[Aim of the exercise] Among the lines below, count those with "React". Give only the number.

[Provided material]
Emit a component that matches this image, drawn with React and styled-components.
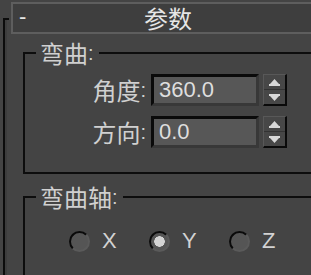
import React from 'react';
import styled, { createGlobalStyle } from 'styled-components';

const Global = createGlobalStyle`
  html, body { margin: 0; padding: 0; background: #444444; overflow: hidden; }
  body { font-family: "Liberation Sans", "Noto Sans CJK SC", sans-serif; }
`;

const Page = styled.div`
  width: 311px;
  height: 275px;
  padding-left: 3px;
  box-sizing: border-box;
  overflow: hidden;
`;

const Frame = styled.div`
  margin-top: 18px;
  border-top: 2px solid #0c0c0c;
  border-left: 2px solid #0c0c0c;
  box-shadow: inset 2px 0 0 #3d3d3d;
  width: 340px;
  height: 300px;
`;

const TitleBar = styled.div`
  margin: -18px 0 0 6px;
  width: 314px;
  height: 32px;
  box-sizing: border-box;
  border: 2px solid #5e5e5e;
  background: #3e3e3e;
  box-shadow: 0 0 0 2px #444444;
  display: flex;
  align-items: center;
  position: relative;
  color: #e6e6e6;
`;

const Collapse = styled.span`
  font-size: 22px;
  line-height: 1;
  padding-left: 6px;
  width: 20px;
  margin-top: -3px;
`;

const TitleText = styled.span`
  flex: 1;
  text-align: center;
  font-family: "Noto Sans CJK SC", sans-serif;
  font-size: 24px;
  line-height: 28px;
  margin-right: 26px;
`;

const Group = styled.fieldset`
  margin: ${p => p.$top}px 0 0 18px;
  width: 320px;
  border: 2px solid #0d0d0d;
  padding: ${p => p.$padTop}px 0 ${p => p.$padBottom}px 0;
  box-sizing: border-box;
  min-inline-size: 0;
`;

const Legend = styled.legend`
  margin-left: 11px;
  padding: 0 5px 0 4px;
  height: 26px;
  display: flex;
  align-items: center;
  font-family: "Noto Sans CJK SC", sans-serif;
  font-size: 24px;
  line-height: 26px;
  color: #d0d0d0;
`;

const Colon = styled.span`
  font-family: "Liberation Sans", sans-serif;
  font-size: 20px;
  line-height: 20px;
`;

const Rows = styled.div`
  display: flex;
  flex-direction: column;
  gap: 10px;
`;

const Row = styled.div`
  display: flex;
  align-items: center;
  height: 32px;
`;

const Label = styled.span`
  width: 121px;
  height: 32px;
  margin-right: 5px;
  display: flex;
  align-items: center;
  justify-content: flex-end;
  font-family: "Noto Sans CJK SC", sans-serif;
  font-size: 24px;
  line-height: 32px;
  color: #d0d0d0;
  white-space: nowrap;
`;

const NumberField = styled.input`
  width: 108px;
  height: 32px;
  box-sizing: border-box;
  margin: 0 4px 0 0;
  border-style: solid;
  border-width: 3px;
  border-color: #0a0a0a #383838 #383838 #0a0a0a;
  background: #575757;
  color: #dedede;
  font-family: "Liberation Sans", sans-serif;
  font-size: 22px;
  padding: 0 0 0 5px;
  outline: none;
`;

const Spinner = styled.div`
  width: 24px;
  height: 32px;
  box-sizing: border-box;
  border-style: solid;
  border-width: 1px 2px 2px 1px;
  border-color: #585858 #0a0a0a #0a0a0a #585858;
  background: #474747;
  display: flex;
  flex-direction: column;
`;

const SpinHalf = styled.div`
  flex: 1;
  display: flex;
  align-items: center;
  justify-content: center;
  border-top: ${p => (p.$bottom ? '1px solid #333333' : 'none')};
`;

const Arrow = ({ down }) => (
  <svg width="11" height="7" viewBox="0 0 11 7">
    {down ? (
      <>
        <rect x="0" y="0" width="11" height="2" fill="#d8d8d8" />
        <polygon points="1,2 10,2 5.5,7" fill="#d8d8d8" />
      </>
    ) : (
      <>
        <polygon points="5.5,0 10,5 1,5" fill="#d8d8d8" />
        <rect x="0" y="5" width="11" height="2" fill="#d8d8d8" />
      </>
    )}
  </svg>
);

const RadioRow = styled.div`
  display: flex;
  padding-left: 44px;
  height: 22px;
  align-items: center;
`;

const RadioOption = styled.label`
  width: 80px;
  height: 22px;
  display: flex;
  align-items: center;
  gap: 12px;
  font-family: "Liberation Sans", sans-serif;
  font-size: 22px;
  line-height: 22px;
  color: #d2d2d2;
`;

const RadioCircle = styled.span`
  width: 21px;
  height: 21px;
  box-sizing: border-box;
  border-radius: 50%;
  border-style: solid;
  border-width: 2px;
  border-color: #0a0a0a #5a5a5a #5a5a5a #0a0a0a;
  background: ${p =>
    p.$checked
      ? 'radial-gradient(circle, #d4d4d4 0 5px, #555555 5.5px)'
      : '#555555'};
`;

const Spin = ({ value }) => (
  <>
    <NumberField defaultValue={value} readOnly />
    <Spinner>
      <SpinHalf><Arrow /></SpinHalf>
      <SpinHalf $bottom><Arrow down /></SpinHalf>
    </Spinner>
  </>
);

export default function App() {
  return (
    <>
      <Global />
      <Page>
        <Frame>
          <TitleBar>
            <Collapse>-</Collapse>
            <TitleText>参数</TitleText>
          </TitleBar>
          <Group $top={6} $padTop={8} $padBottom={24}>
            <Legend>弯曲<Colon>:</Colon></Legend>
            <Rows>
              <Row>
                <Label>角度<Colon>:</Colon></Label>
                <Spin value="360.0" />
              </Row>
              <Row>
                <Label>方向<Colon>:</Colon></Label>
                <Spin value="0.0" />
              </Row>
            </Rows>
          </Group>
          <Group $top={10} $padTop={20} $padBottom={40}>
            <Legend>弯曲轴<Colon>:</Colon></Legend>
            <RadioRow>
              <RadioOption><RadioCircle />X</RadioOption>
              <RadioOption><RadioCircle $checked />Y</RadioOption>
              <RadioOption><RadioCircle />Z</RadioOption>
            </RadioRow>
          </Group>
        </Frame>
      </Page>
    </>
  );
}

[Answer to the problem] 2